▶ _INPUT_
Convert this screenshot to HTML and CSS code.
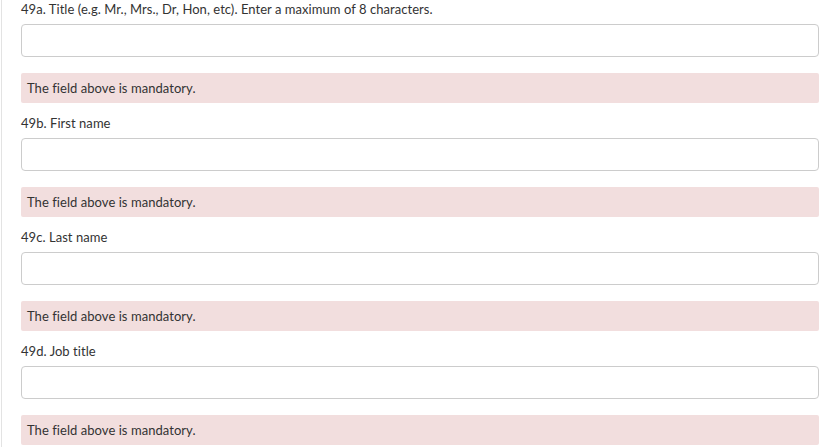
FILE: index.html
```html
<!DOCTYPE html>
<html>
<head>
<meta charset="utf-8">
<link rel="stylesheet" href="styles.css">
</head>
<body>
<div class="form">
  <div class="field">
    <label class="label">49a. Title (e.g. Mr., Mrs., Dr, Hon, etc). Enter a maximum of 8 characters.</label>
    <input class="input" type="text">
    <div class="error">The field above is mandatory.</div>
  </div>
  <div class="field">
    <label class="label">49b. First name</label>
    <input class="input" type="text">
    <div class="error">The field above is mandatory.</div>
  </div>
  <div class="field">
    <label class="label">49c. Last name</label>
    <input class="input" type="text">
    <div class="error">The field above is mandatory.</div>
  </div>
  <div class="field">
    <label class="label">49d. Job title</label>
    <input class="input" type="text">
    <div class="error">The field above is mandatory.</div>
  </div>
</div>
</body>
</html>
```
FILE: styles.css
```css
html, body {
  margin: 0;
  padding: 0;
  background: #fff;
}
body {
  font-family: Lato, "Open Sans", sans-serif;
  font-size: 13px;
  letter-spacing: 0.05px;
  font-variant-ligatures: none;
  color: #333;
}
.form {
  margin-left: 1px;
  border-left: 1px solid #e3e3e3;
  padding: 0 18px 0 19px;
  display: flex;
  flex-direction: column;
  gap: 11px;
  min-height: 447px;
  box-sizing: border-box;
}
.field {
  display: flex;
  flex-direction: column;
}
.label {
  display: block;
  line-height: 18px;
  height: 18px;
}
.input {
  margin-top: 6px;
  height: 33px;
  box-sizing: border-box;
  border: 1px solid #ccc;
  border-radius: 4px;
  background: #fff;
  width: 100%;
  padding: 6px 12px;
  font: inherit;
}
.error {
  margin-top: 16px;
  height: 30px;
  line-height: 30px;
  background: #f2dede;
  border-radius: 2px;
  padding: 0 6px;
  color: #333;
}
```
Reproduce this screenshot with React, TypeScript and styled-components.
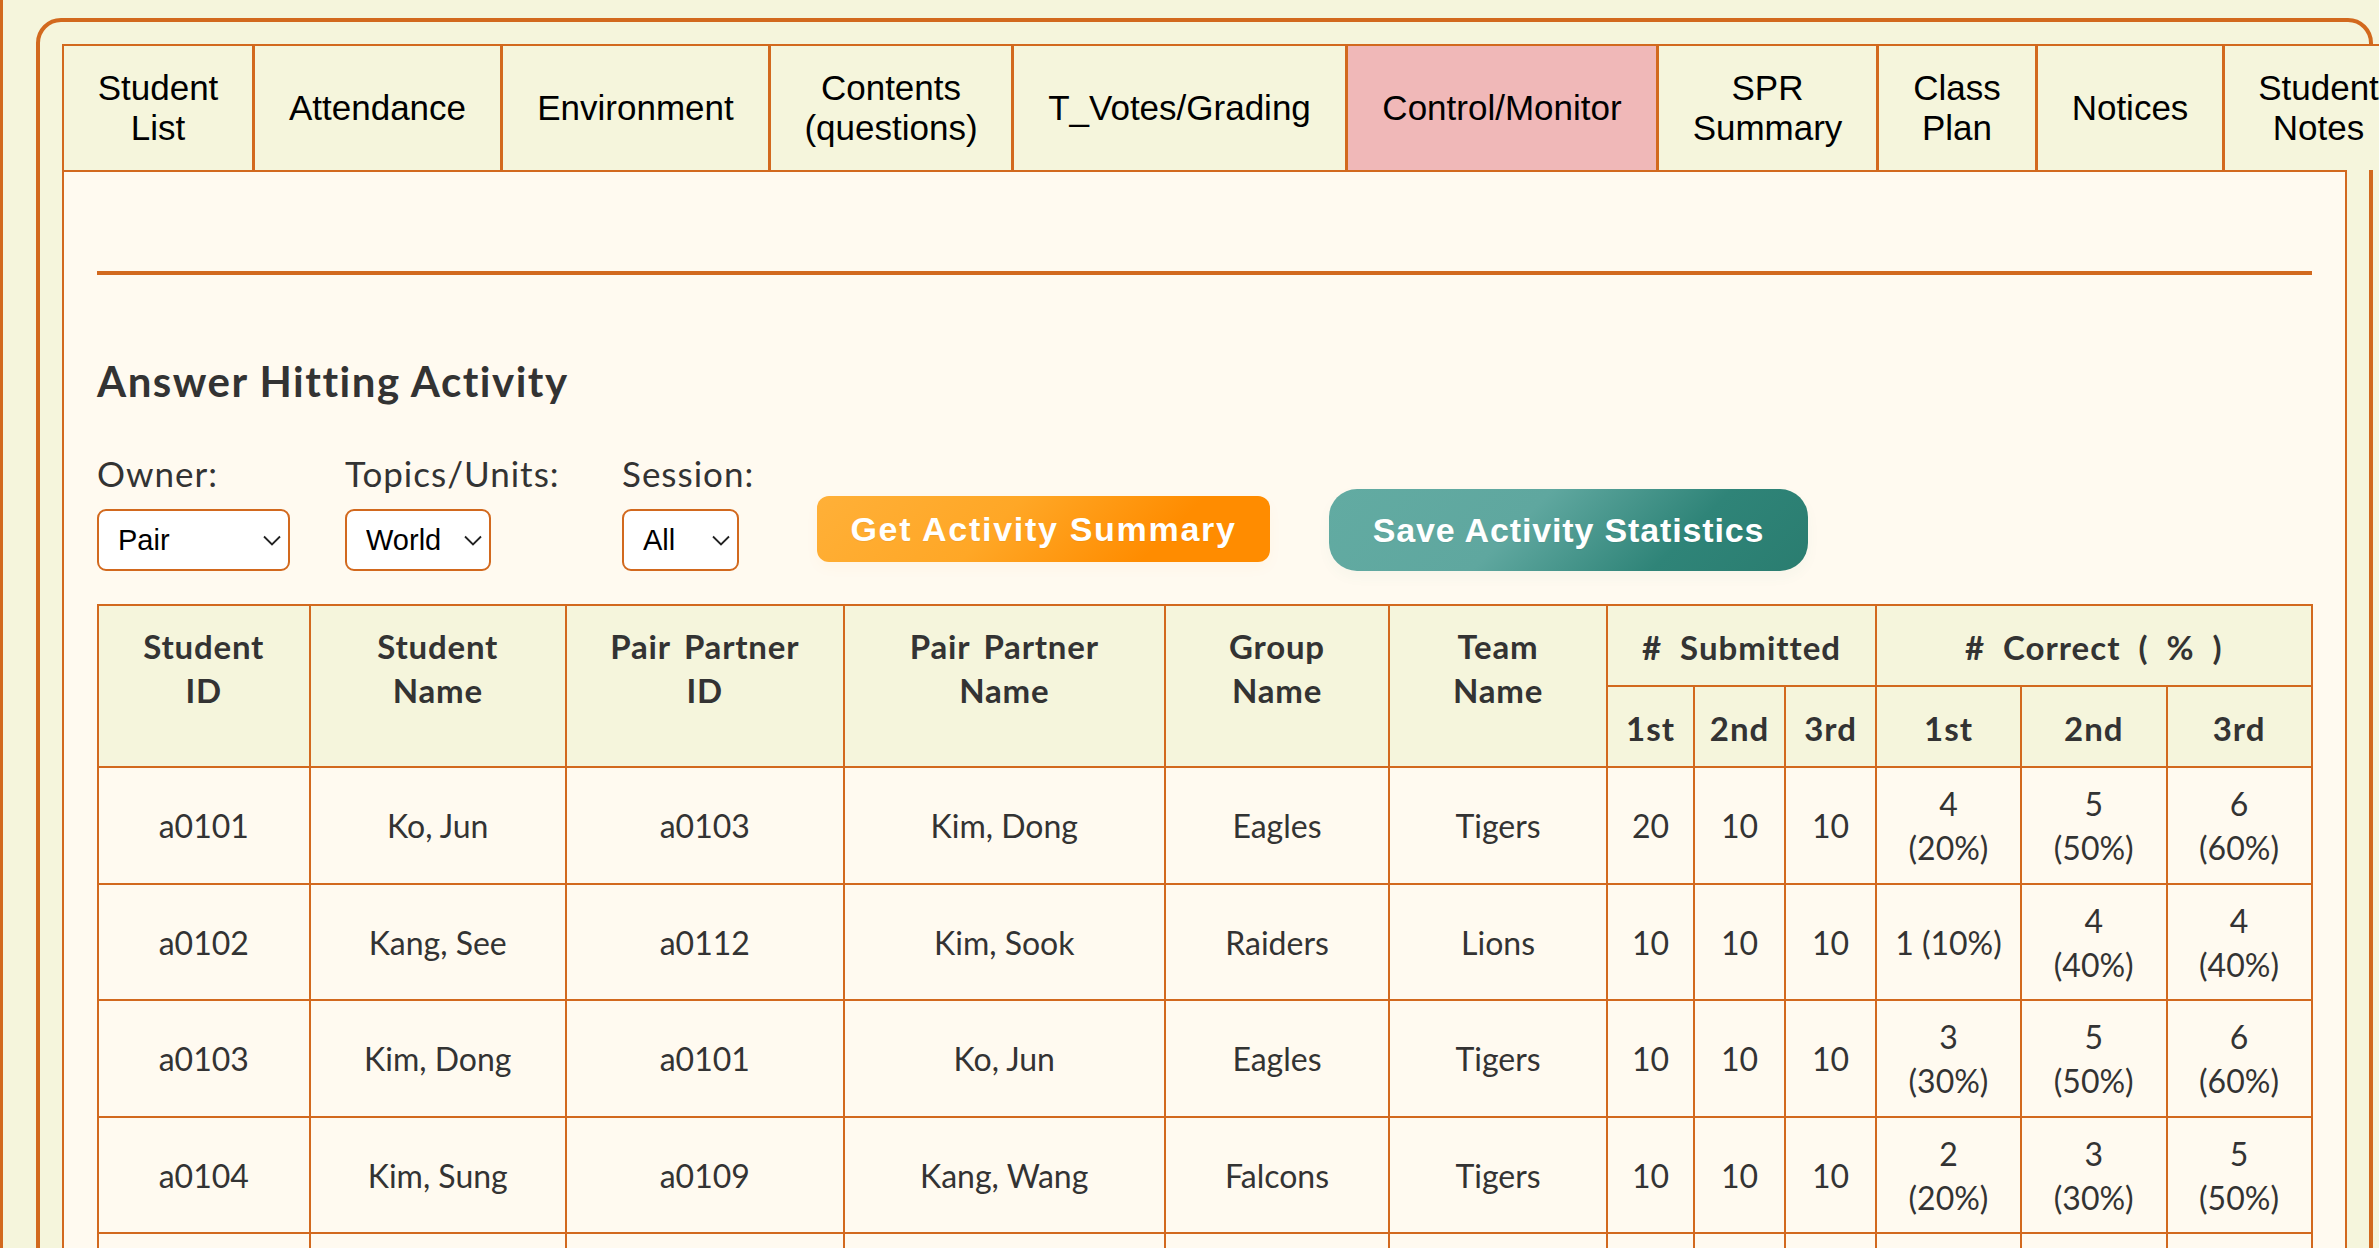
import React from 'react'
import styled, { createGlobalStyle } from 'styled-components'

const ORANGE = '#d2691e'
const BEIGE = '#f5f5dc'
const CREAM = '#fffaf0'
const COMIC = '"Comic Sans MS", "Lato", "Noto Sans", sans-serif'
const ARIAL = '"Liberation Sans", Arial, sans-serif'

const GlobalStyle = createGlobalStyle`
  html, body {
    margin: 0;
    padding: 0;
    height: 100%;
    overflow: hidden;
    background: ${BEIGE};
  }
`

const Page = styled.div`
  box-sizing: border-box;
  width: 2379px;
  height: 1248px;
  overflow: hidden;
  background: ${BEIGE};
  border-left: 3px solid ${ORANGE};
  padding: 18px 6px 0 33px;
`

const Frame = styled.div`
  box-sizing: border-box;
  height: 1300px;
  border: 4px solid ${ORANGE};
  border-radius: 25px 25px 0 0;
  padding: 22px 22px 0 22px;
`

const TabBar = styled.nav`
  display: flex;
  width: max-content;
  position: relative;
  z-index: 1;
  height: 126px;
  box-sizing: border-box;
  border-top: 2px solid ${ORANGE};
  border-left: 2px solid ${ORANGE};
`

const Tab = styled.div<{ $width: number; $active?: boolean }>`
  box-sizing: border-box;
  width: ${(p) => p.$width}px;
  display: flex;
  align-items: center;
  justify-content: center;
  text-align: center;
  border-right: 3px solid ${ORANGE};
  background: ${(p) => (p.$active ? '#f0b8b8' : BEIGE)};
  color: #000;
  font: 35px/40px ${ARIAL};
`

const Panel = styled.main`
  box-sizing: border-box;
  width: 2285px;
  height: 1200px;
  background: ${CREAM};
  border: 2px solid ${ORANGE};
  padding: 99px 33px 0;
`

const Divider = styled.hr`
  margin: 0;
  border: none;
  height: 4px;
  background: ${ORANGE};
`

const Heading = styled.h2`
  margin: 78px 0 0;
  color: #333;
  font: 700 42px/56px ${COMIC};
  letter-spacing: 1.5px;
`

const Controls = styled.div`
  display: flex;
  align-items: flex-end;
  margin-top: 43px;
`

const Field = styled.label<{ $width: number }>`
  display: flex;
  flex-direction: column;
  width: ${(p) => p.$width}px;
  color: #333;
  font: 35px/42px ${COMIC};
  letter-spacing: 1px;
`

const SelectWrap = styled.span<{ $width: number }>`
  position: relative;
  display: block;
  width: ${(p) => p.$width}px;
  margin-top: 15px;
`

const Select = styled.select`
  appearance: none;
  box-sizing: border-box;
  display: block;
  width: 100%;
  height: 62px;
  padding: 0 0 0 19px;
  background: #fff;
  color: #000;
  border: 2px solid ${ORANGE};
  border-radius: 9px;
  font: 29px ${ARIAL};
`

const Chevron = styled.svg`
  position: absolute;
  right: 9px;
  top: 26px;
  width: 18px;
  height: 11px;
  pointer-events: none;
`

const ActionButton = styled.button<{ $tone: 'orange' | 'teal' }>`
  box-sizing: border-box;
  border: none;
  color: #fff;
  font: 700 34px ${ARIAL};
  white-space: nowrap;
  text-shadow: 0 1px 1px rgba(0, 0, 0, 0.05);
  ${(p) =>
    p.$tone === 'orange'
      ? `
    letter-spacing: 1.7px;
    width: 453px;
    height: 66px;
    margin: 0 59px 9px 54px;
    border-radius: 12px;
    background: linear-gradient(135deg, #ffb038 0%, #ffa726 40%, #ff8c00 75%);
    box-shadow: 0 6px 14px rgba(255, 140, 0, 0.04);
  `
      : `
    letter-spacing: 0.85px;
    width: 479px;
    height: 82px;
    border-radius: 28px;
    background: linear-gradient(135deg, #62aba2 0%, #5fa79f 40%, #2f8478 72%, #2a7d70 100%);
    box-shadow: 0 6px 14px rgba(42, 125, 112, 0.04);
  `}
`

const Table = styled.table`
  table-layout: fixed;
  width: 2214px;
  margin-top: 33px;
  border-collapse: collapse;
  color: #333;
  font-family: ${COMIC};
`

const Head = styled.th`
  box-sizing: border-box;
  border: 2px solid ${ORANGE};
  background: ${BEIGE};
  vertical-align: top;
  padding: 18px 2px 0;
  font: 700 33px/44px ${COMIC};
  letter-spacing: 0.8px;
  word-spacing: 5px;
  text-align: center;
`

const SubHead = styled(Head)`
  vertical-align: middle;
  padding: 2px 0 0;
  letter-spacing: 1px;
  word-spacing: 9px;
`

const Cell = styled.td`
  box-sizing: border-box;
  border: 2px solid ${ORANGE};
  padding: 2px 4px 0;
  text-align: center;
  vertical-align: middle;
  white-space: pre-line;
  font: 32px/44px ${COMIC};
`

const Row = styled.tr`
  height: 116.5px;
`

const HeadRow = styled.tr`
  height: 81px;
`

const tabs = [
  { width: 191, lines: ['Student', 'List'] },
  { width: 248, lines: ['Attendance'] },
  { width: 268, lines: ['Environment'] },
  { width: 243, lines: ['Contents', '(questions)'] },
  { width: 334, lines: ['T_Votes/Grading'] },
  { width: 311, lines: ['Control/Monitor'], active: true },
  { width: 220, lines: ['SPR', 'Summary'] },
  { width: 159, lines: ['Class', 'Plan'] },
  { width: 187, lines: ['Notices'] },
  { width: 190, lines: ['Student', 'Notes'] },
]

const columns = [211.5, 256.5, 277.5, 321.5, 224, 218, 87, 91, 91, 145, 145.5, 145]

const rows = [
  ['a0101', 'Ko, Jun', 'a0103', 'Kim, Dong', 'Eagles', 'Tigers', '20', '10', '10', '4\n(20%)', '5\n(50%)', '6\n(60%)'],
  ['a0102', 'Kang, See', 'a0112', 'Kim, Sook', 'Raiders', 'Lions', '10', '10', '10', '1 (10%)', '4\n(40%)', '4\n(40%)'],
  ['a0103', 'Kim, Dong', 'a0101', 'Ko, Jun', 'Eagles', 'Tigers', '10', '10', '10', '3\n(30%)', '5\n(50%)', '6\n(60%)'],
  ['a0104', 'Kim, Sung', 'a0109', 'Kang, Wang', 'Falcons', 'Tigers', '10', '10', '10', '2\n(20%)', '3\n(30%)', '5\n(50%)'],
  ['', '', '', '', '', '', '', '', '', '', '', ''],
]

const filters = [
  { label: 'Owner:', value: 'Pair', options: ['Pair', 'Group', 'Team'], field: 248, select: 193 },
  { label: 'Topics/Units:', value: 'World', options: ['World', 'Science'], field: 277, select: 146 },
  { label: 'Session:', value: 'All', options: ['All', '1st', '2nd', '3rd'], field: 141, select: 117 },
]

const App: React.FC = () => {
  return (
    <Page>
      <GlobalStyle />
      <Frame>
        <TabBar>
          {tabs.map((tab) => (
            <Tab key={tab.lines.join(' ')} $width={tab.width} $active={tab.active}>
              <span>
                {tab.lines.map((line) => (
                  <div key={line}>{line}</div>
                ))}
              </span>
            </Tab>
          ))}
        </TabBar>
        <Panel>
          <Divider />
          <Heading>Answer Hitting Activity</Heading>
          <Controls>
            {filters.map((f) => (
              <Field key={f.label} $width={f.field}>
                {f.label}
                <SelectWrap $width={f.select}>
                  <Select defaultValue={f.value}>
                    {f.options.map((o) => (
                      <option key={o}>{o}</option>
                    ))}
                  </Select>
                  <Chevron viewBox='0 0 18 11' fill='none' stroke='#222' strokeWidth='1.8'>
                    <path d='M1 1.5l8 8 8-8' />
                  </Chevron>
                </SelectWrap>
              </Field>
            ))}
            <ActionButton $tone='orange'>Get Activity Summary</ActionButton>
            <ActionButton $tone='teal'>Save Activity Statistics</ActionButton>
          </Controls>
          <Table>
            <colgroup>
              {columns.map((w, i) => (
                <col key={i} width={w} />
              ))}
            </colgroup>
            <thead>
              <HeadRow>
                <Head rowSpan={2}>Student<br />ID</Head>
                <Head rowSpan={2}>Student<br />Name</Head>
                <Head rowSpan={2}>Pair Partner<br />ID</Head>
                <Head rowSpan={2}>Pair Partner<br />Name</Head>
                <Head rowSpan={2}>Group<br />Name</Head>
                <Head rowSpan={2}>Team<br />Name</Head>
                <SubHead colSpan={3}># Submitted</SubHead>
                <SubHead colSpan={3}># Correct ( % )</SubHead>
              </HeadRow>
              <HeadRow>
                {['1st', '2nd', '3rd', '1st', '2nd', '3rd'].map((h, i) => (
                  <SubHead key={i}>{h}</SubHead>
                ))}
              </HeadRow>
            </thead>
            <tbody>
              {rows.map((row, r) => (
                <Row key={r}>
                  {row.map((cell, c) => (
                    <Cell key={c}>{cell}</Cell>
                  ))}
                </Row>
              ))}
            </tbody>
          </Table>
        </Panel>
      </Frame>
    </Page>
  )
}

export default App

▶ _WHAT IS NEEDED_
Using the data above, copy each line that contains "this".

▶ _FULL ANSWER_
Convert this screenshot to HTML and CSS code.
Reproduce this screenshot with React, TypeScript and styled-components.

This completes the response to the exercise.